Sarí Corte Real afirma que não esperava a mudança de tipificação, mas que pretende aceitar a decisão da Justiça sobre o caso. “Eu acho que do mesmo jeito que eu posso errar, outra pessoa também pode errar. A gente é ser humano, todo mundo erra”, disse.

“Eu já passei muita coisa na minha vida. Já tive tentativa de sequestro, já perdi meu pai num acidente de avião. Até hoje estou aqui, firme, porque muita gente depende de mim. Se, lá na frente, o resultado for esse [de prisão], eu vou cumprir o que a lei pedir.
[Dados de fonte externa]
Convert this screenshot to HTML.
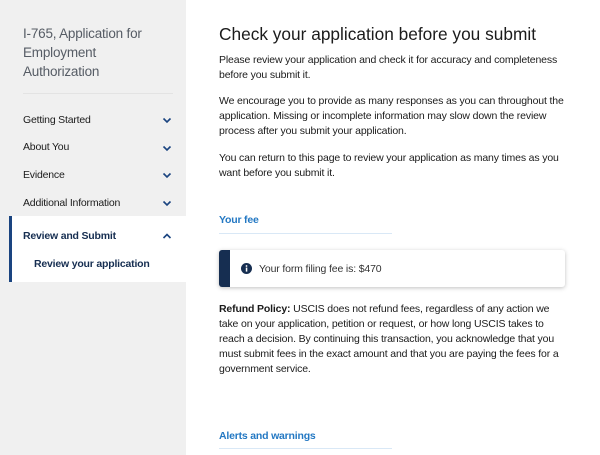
<!DOCTYPE html>
<html><head><style>
*{margin:0;padding:0;box-sizing:border-box}
body{width:600px;height:455px;overflow:hidden;background:#fff;font-family:"Liberation Sans",sans-serif;color:#1b1b1b;position:relative}
.side{position:absolute;left:0;top:0;width:186px;height:455px;background:#f0f0f0}
.t{position:absolute;white-space:nowrap}
.title{left:23px;font-size:13.5px;color:#565c65;letter-spacing:-0.2px}
.nav{left:23px;font-size:10.5px;color:#1b1b1b;letter-spacing:-0.2px}
.chev{position:absolute;left:162px;width:10px;height:7px}
.active{position:absolute;left:9px;top:216px;width:177px;height:66px;background:#fff;border-left:3px solid #1a4480}
.p{left:219px;font-size:10.5px;color:#1b1b1b;letter-spacing:-0.15px}
.h{left:219px;font-size:17.3px;color:#1b1b1b;letter-spacing:0}
.sec{left:219px;font-size:10.5px;font-weight:bold;color:#2378c3;letter-spacing:-0.2px}
.rule{position:absolute;left:219px;width:173px;height:1px;background:#d9e8f6}
.alert{position:absolute;left:219px;top:250px;width:346px;height:37px;background:#fff;border-radius:3px;box-shadow:0 1px 4px rgba(0,0,0,.25);border-left:11px solid #162e51}
</style></head><body>
<div class="side"></div>
<div class="t title" style="top:26px">I-765, Application for</div>
<div class="t title" style="top:45px">Employment</div>
<div class="t title" style="top:64px">Authorization</div>
<div style="position:absolute;left:23px;top:93px;width:150px;height:1px;background:#e3e3e3"></div>
<div class="t nav" style="top:114px">Getting Started</div>
<div class="t nav" style="top:141px">About You</div>
<div class="t nav" style="top:169px">Evidence</div>
<div class="t nav" style="top:197px">Additional Information</div>
<svg class="chev" style="top:117px" viewBox="0 0 10 7"><path d="M1.5 1.5 5 5 8.5 1.5" fill="none" stroke="#1a4480" stroke-width="1.6"/></svg>
<svg class="chev" style="top:145px" viewBox="0 0 10 7"><path d="M1.5 1.5 5 5 8.5 1.5" fill="none" stroke="#1a4480" stroke-width="1.6"/></svg>
<svg class="chev" style="top:172px" viewBox="0 0 10 7"><path d="M1.5 1.5 5 5 8.5 1.5" fill="none" stroke="#1a4480" stroke-width="1.6"/></svg>
<svg class="chev" style="top:200px" viewBox="0 0 10 7"><path d="M1.5 1.5 5 5 8.5 1.5" fill="none" stroke="#1a4480" stroke-width="1.6"/></svg>
<div class="active"></div>
<div class="t nav" style="top:230px;font-weight:bold;color:#162e51">Review and Submit</div>
<svg class="chev" style="top:233px" viewBox="0 0 10 7"><path d="M1.5 5 5 1.5 8.5 5" fill="none" stroke="#1a4480" stroke-width="1.6"/></svg>
<div class="t nav" style="left:34px;top:258px;font-weight:bold;color:#162e51">Review your application</div>

<div class="t h" style="top:24px">Check your application before you submit</div>
<div class="t p" style="top:54px">Please review your application and check it for accuracy and completeness</div>
<div class="t p" style="top:69px">before you submit it.</div>
<div class="t p" style="top:95px">We encourage you to provide as many responses as you can throughout the</div>
<div class="t p" style="top:110px">application. Missing or incomplete information may slow down the review</div>
<div class="t p" style="top:125px">process after you submit your application.</div>
<div class="t p" style="top:152px">You can return to this page to review your application as many times as you</div>
<div class="t p" style="top:167px">want before you submit it.</div>

<div class="t sec" style="top:214px">Your fee</div>
<div class="rule" style="top:233px"></div>
<div class="alert"></div>
<svg style="position:absolute;left:241px;top:263px" width="11" height="11" viewBox="0 0 11 11"><circle cx="5.5" cy="5.5" r="5.5" fill="#162e51"/><rect x="4.8" y="4.6" width="1.5" height="4" fill="#fff"/><circle cx="5.5" cy="3" r=".9" fill="#fff"/></svg>
<div class="t p" style="left:259px;top:263px;color:#333">Your form filing fee is: $470</div>

<div class="t p" style="top:303px"><b>Refund Policy:</b> USCIS does not refund fees, regardless of any action we</div>
<div class="t p" style="top:318px">take on your application, petition or request, or how long USCIS takes to</div>
<div class="t p" style="top:333px">reach a decision. By continuing this transaction, you acknowledge that you</div>
<div class="t p" style="top:348px">must submit fees in the exact amount and that you are paying the fees for a</div>
<div class="t p" style="top:363px">government service.</div>

<div class="t sec" style="top:430px">Alerts and warnings</div>
<div class="rule" style="top:448px"></div>
</body></html>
Eu acho que está na mão da Justiça, não cabe a mim, não cabe à mãe de Miguel julgar, não cabe à sociedade. Cabe à Justiça. Eu vou aguardar o que a Justiça decidir”, declarou.

Sarí informou, ainda, que pediu perdão à mãe de Miguel. A manicure dela, que estava no apartamento no momento em que o caso ocorreu, afirmou à polícia que a primeira-dama quis voltar a fazer as unhas depois de tentar que o garoto saísse do elevador.

A primeira-dama afirma, no entanto, que sequer teve tempo de sentar. “Jamais [voltaria a fazer as unhas]. Não, naquela situação não tinha como, não tinha cabimento. Não tinha cabimento um negócio desse”, afirmou.

Para Sarí, o erro cometido por ela foi o de não desconfiar do risco trazido pelo ato de deixar o menino sozinho. “Eu acho que o meu erro foi fazer igual a eu fazia com o meu filho, de achar que o elevador é seguro”, disse.

De acordo com a mãe de Miguel, ela só soube que a ex-patroa poderia estar envolvida no que ocorreu posteriormente. Até o momento em que ela estava no Hospital da Restauração, no Centro do Recife, para onde o menino foi socorrido, Sarí não havia informado a Mirtes o que tinha acontecido.

“No primeiro momento, o que eu imaginei foi em socorrer, o que a gente podia fazer por ele. Eu dirigi, só Deus sabe como eu dirigi. Nunca cheguei tão rápido na minha vida num hospital. Eu fiquei com ela [Mirtes Souza] lá até por volta de 16h30 ou 16h45. Foi quando eu tive que vir para casa, porque minha amiga precisava voltar para casa e eu precisava ficar com Sofia [a filha dela]”, afirmou.